__Direction__:
Begin at the top of the entries below and write out every line through the one containing "const salades = ['Salade", excluding pictures.
## Begin Stored records
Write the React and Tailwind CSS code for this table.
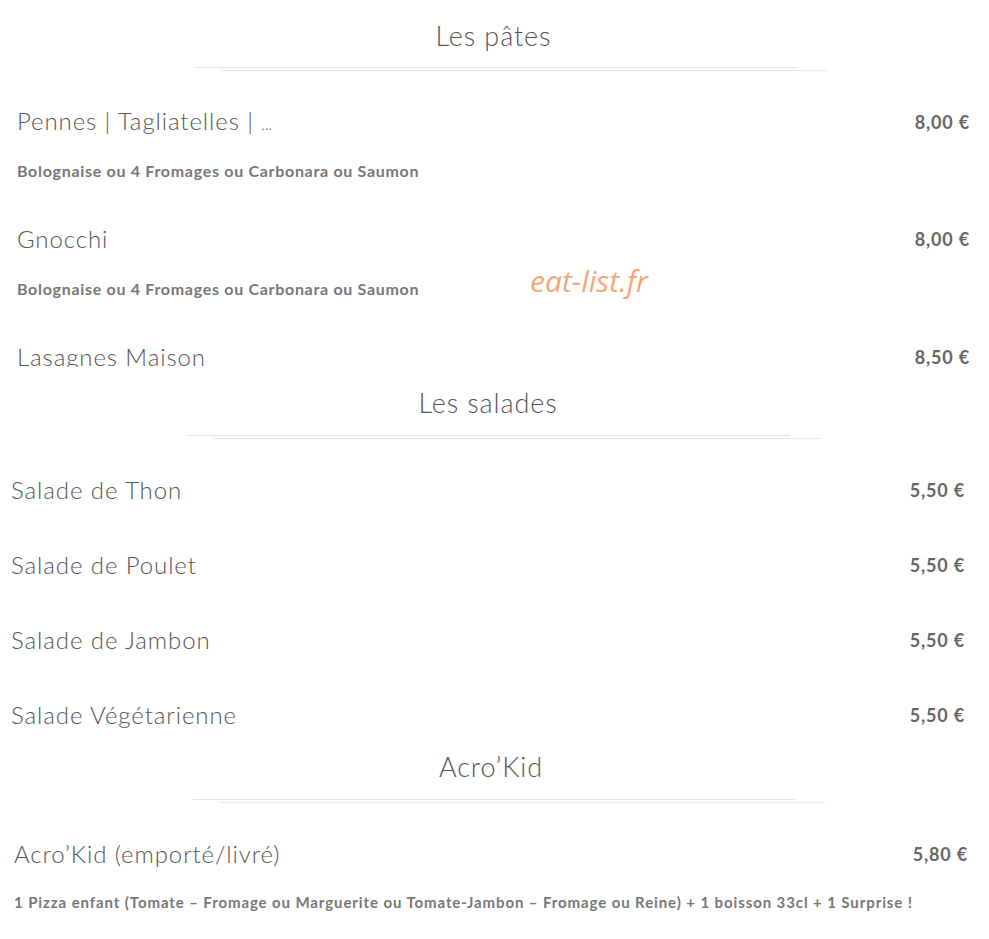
import React from 'react';

const pates = [
  { name: 'Pennes | Tagliatelles | ', more: '…', price: '8,00 €', desc: 'Bolognaise ou 4 Fromages ou Carbonara ou Saumon' },
  { name: 'Gnocchi', price: '8,00 €', desc: 'Bolognaise ou 4 Fromages ou Carbonara ou Saumon' },
  { name: 'Lasagnes Maison', price: '8,50 €' },
];

const salades = ['Salade de Thon', 'Salade de Poulet', 'Salade de Jambon', 'Salade Végétarienne'];

// double hairline under each section title
const Divider = ({ className = '' }) => (
  <div className={`w-[632px] flex flex-col ${className}`}>
    <div className="h-px w-[602px] bg-[#e4e4e4]" />
    <div className="h-px w-[606px] ml-[26px] mt-[2px] bg-[#e9e9e9]" />
  </div>
);

const Title = ({ children }) => (
  <div className="text-center text-[27px] leading-[32px] font-light tracking-[0.9px] text-[#555]">{children}</div>
);

const Row = ({ name, more, price, className = '' }) => (
  <div className={`flex justify-between items-center h-[30px] ${className}`}>
    <span className="text-[24px] font-light tracking-[0.9px] text-[#555] leading-[30px] whitespace-pre">
      {name}
      {more && <span className="text-[15px]">{more}</span>}
    </span>
    <span className="text-[18px] font-bold tracking-[0.8px] text-[#666]">{price}</span>
  </div>
);

const Desc = ({ children, className = '' }) => (
  <div className={`leading-[20px] font-bold text-[#777] ${className}`}>{children}</div>
);

export default function App() {
  return (
    <div className="relative w-[989px] h-[939px] bg-white overflow-hidden" style={{ fontFamily: 'Lato, "Open Sans", sans-serif' }}>
      {/* Les pâtes */}
      <div className="h-[367px] overflow-hidden pl-[17px] pr-[19px] pt-[20px]">
        <Title>Les pâtes</Title>
        <Divider className="mt-[15px] ml-[178px]" />
        <Row name={pates[0].name} more={pates[0].more} price={pates[0].price} className="mt-[36px]" />
        <Desc className="mt-[24px] text-[16px] tracking-[0.7px]">{pates[0].desc}</Desc>
        <Row name={pates[1].name} price={pates[1].price} className="mt-[43px]" />
        <Desc className="mt-[25px] text-[16px] tracking-[0.7px]">{pates[1].desc}</Desc>
        <Row name={pates[2].name} price={pates[2].price} className="mt-[43px]" />
      </div>

      {/* Les salades */}
      <div className="h-[364px] pl-[11px] pr-[24px] pt-[20px]">
        <Title>Les salades</Title>
        <Divider className="mt-[16px] ml-[177px]" />
        <div className="mt-[36px] flex flex-col gap-[45px]">
          {salades.map((s) => (
            <Row key={s} name={s} price="5,50 €" />
          ))}
        </div>
      </div>

      {/* Acro'Kid */}
      <div className="pl-[14px] pr-[21px] pt-[20px]">
        <Title>Acro’Kid</Title>
        <Divider className="mt-[16px] ml-[179px]" />
        <Row name="Acro’Kid (emporté/livré)" price="5,80 €" className="mt-[36px]" />
        <Desc className="mt-[23px] text-[15px] tracking-[0.9px] text-[#666]">
          1 Pizza enfant (Tomate – Fromage ou Marguerite ou Tomate-Jambon – Fromage ou Reine) + 1 boisson 33cl + 1 Surprise !
        </Desc>
      </div>

      <div
        className="absolute left-[530px] top-[258px] text-[30px] italic text-[#f2a878]"
        style={{ fontFamily: '"Open Sans", sans-serif' }}
      >
        eat-list.fr
      </div>
    </div>
  );
}
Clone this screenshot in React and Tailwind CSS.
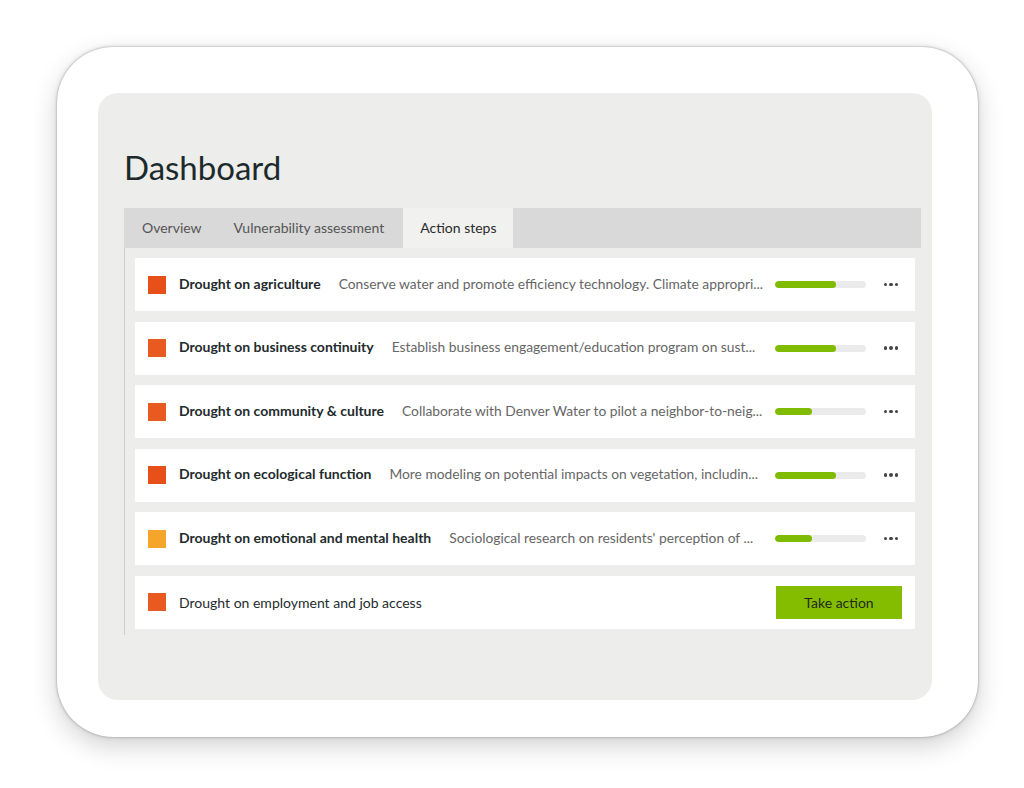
## End Stored records
__Solution for this problem__:
Write the React and Tailwind CSS code for this table.
import React from 'react';

const pates = [
  { name: 'Pennes | Tagliatelles | ', more: '…', price: '8,00 €', desc: 'Bolognaise ou 4 Fromages ou Carbonara ou Saumon' },
  { name: 'Gnocchi', price: '8,00 €', desc: 'Bolognaise ou 4 Fromages ou Carbonara ou Saumon' },
  { name: 'Lasagnes Maison', price: '8,50 €' },
];

const salades = ['Salade de Thon', 'Salade de Poulet', 'Salade de Jambon', 'Salade Végétarienne'];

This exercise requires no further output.